Older islanders, some of whom have land rights on properties where detention centre facilities have been built, have been awarded lucrative contracts to help with construction and maintenance.
And instead of young islanders having to leave the island to find employment, they are now working at the detention centre, many having found jobs with the Salvation Army and others with G4S or caterer Eurest.
Hunt said Transfield will continue to employ locals.
While he said Transfield won the new work because of its good work running Nauru, G4S regional managing director for the southern Pacific, Darren Boyd, said ”the decision to change providers on Manus Island was not based on performance”.
The loss of the contract is the latest in a series of blows for G4S, which has been under fire for bungling security at the 2012 London Olympics and, with fellow London-listed multinational Serco, failing to fulfil a contract to find housing for asylum seekers and allegedly overcharging for electronic tags.

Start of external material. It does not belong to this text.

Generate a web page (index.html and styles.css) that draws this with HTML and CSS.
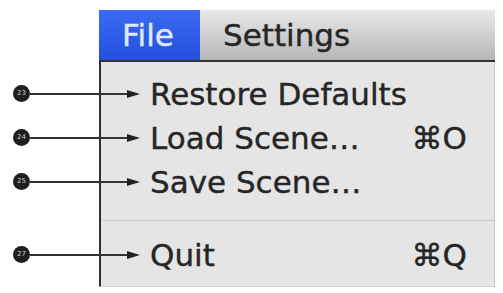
FILE: index.html
```html
<!DOCTYPE html>
<html>
<head>
<meta charset="utf-8">
<link rel="stylesheet" href="styles.css">
</head>
<body>
<div class="scene">
  <div class="menubar">
    <span class="menu active">File</span>
    <span class="menu">Settings</span>
  </div>
  <div class="dropdown">
    <div class="item">
      <span class="callout"><span class="num">23</span><span class="lead"></span><span class="head"></span></span>
      <span class="label">Restore Defaults</span>
    </div>
    <div class="item">
      <span class="callout"><span class="num">24</span><span class="lead"></span><span class="head"></span></span>
      <span class="label">Load Scene…</span>
      <span class="key">⌘O</span>
    </div>
    <div class="item">
      <span class="callout"><span class="num">25</span><span class="lead"></span><span class="head"></span></span>
      <span class="label">Save Scene…</span>
    </div>
    <div class="sep"></div>
    <div class="item">
      <span class="callout"><span class="num">27</span><span class="lead"></span><span class="head"></span></span>
      <span class="label">Quit</span>
      <span class="key">⌘Q</span>
    </div>
  </div>
</div>
</body>
</html>
```
FILE: styles.css
```css
html, body {
  margin: 0;
  padding: 0;
  background: #ffffff;
}
body {
  font-family: "DejaVu Sans", sans-serif;
  color: #262626;
}
.scene {
  padding: 10px 0 0 99px;
  width: 396px;
}
.menubar {
  display: flex;
  height: 50px;
  background: linear-gradient(#e9e9e9, #b6b6b6);
  border-bottom: 2px solid #333333;
  font-size: 31px;
  line-height: 50px;
}
.menu {
  padding: 0 22px 0 23px;
  color: #262626;
  -webkit-text-stroke: 0.4px currentColor;
}
.menu.active {
  width: 55px;
  background: linear-gradient(#3d6af2, #2350dc);
  color: #dfe8ff;
  padding-right: 23px;
}
.dropdown {
  background: #e5e5e5;
  border-left: 2px solid #2e2e2e;
  border-right: 1px solid #c2c2c2;
  border-bottom: 1px solid #cfcfcf;
  padding: 10px 27px 9px 49px;
  font-size: 31px;
  line-height: 44px;
}
.item {
  position: relative;
  display: flex;
  justify-content: space-between;
  height: 44px;
}
.label, .key {
  -webkit-text-stroke: 0.4px currentColor;
}
.callout {
  position: absolute;
  left: -137px;
  top: 13px;
  width: 127px;
  height: 17px;
  display: flex;
  align-items: center;
}
.num {
  width: 17px;
  height: 17px;
  border-radius: 50%;
  background: #1e1e1e;
  color: #d0d0d0;
  font-size: 7px;
  line-height: 17px;
  text-align: center;
  flex: none;
}
.lead {
  flex: 1;
  height: 2px;
  background: #333333;
}
.head {
  flex: none;
  width: 0;
  height: 0;
  border-top: 4px solid transparent;
  border-bottom: 4px solid transparent;
  border-left: 13px solid #222222;
}
.sep {
  height: 1px;
  background: #c9c9c9;
  margin: 16px -27px 12px -49px;
}
```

In a report released in November, the British National Audit Office revealed G4S paid zero corporation tax in Britain in 2012. The same year the Australian Taxation Office paid G4S’ local arm a cash refund of about $2.2 million.
Boyd said G4S paid tax where it earned its income, ”in full accordance with the taxation laws of the countries concerned”.
He said a ”significant proportion” of the company’s network of subsidiaries in tax havens including the British Virgin Islands, the Cayman Islands, the Netherlands Antilles and Luxembourg were ”normal operating or holding companies”.
Transfield’s offshore detention contract appears much fatter than the deal struck by G4S.
Under the old Transfield and G4S contracts, the government was paying about $39 million a month to run the two centres.
The new contract increases that figure to about $61 million a month, or about $900 a day per prisoner – more than it costs to rent a harbour view suite at the luxury Shangri-La Hotel in Sydney.